IMG-20240906-WA0033(1).jpg

© privat

Nach 160 Kilometern, langer Anreise, langer Rückreise: Wie sieht es da mit der Nachsorge, der Regeneration für ein Distanzpferd aus?

Ehrlich gestanden ist mir am meisten die lange Anfahrt im Magen gelegen. 1800 Kilometer auf drei Tage aufgeteilt, das ist schon kein Zuckerschlecken. Es geht ja nicht nur darum, dass man das Pferd für diesen Tag X monatelang vorbereitet und trainiert, man muss dann auch schauen, dass man das Pferd so hinbringt, dass es dann die Leistung genau an dem Tag überhaupt abrufen kann. Wir haben das Gott sei Dank perfekt managen können. Wir sind schon früher in einen Stall in unmittelbarer Nähe zum WM-Austragungsort angereist.

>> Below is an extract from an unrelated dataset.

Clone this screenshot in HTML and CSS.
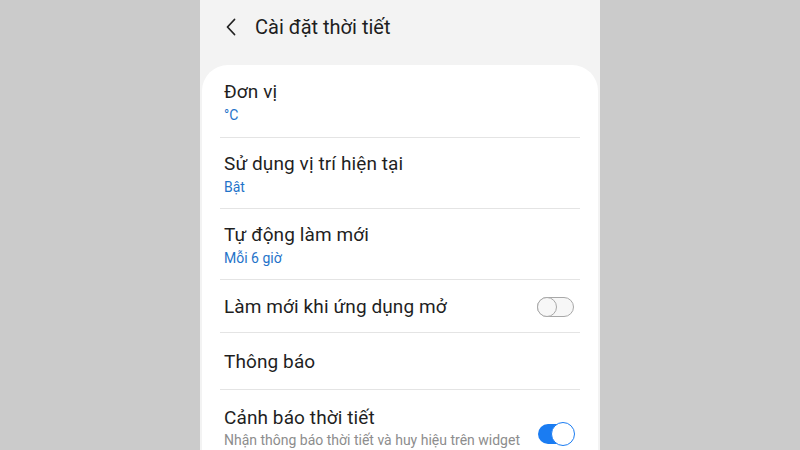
FILE: index.html
```html
<!DOCTYPE html>
<html lang="vi">
<head>
<meta charset="utf-8">
<title>Cài đặt thời tiết</title>
<link rel="stylesheet" href="styles.css">
</head>
<body>
<div class="phone">
  <header class="header">
    <svg class="back" width="12" height="18" viewBox="0 0 12 18"><path d="M9.5 1.5 L2.5 9 L9.5 16.5" fill="none" stroke="#222" stroke-width="1.8" stroke-linecap="round" stroke-linejoin="round"/></svg>
    <h1 class="title">Cài đặt thời tiết</h1>
  </header>
  <main class="card">
    <div class="row r-first">
      <div class="text">
        <div class="label">Đơn vị</div>
        <div class="value">°C</div>
      </div>
    </div>
    <div class="row r-tall">
      <div class="text">
        <div class="label">Sử dụng vị trí hiện tại</div>
        <div class="value">Bật</div>
      </div>
    </div>
    <div class="row r-tall">
      <div class="text">
        <div class="label">Tự động làm mới</div>
        <div class="value">Mỗi 6 giờ</div>
      </div>
    </div>
    <div class="row r-single">
      <div class="text">
        <div class="label">Làm mới khi ứng dụng mở</div>
      </div>
      <span class="toggle off"><span class="knob"></span></span>
    </div>
    <div class="row r-single2">
      <div class="text">
        <div class="label">Thông báo</div>
      </div>
    </div>
    <div class="row r-last">
      <div class="text">
        <div class="label">Cảnh báo thời tiết</div>
        <div class="desc">Nhận thông báo thời tiết và huy hiệu trên widget và ứng dụng</div>
      </div>
      <span class="toggle on"><span class="knob"></span></span>
    </div>
  </main>
</div>
</body>
</html>
```
FILE: styles.css
```css
html, body {
  margin: 0;
  padding: 0;
  height: 100%;
  overflow: hidden;
}
body {
  background: #cbcbcb;
  font-family: Roboto, "Noto Sans", sans-serif;
}
.phone {
  width: 400px;
  height: 450px;
  margin: 0 auto;
  background: #f3f3f3;
  overflow: hidden;
}
.header {
  height: 65px;
  display: flex;
  align-items: flex-start;
  padding: 16px 0 0 25px;
  box-sizing: border-box;
}
.back {
  margin-top: 2px;
  display: block;
}
.title {
  margin: 0 0 0 18px;
  font-size: 20px;
  font-weight: 400;
  color: #1e1e1e;
  line-height: 22px;
}
.card {
  margin: 0 2px;
  background: #ffffff;
  border-radius: 26px 26px 0 0;
  padding: 0 18px;
  height: 385px;
  box-sizing: border-box;
}
.row {
  display: flex;
  align-items: center;
  justify-content: space-between;
  padding: 0 6px 0 4px;
  border-top: 1px solid #e4e4e4;
  box-sizing: border-box;
}
.r-first { border-top: none; height: 72px; padding-top: 1px; }
.r-tall { height: 71px; padding-top: 2px; }
.r-single { height: 53px; padding-top: 2px; }
.r-single2 { height: 57px; padding-top: 2px; }
.r-last { align-items: flex-start; padding-top: 16px; }
.text { min-width: 0; }
.label {
  font-size: 19px;
  letter-spacing: 0.1px;
  line-height: 24px;
  color: #1f1f1f;
}
.value {
  font-size: 14px;
  line-height: 18px;
  color: #1f73c9;
  margin-top: 2px;
}
.desc {
  font-size: 14px;
  line-height: 19px;
  color: #8d8d8d;
  margin-top: 1px;
  width: 310px;
}
.toggle {
  position: relative;
  flex: none;
  width: 37px;
  height: 20px;
  border-radius: 10px;
  box-sizing: border-box;
}
.toggle.off {
  border: 1.5px solid #a8a8a8;
  background: #f7f7f7;
}
.toggle.off .knob {
  position: absolute;
  left: -1.5px;
  top: -1.5px;
  width: 20px;
  height: 20px;
  border-radius: 50%;
  border: 1.5px solid #a8a8a8;
  background: #f7f7f7;
  box-sizing: border-box;
}
.toggle.on {
  background: #1a7cf2;
  margin-top: 18px;
  width: 36px;
}
.toggle.on .knob {
  position: absolute;
  right: -1px;
  top: -2px;
  width: 24px;
  height: 24px;
  border-radius: 50%;
  border: 1.5px solid #1a7cf2;
  background: #ffffff;
  box-sizing: border-box;
}
```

Dort hatte er eine Box mit Paddock und konnte sich super von der Reise erholen. Direkt zum Veranstaltungsort sind wir erst sehr spät gefahren, um den großen Rummel noch etwas zu entgehen. Das hat viel gebracht. Andere Teilnehmer, darunter auch einige Profis, haben die Reisestrapazen unterschätzt, und ihre Pferde hatten dann gesundheitliche Probleme und konnten gar nicht an den Start gehen. Auch die Heimfahrt sind wir sehr behutsam angegangen und haben ihn letztlich auch sehr gut nach Hause gebracht. Koko steht mit sechs anderen Pferden gemeinsam auf einer riesigen Weide. Da kann er sich nach eigenem Gutdünken bewegen, das tut ihm nach einem Rennen richtig gut. Alles in allem hat er die WM super weggesteckt.


Was steht jetzt noch für Sie und Koko auf dem Plan?

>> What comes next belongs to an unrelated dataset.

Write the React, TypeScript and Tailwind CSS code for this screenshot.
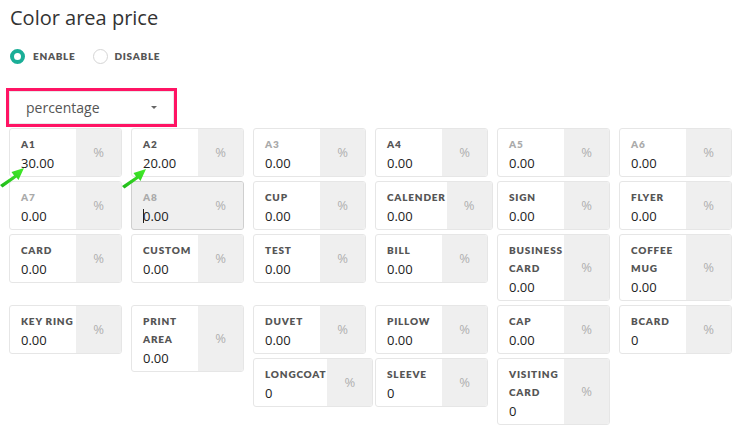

Nach Frankreich habe ich erst gemeint, ich höre jetzt mit dem Reiten auf, es gibt nichts mehr, was das noch toppen kann. Aber jetzt war ich dann doch auf der – ebenfalls verregneten – Staatsmeisterschaft im Mühlviertel, allerdings mit einem anderen Pferd. Koko und ich werden in Ungarn noch ein nationales Rennen, einen kleinen 60er, gehen. Der Hengst ist – Entschuldigung, wenn ich das so sage – eine richtige Rampensau. Der braucht das Publikum. Deshalb lassen wir die Saison gemütlich mit einem 60-km-Ritt ausklingen und dann war's das.


Dann wünschen wir Ihnen und Koko ein anfeuerungsfreudiges Publikum und endlich einmal einen Ritt ohne Regen!

Danke, das wäre tatsächlich mal eine nette Abwechslung!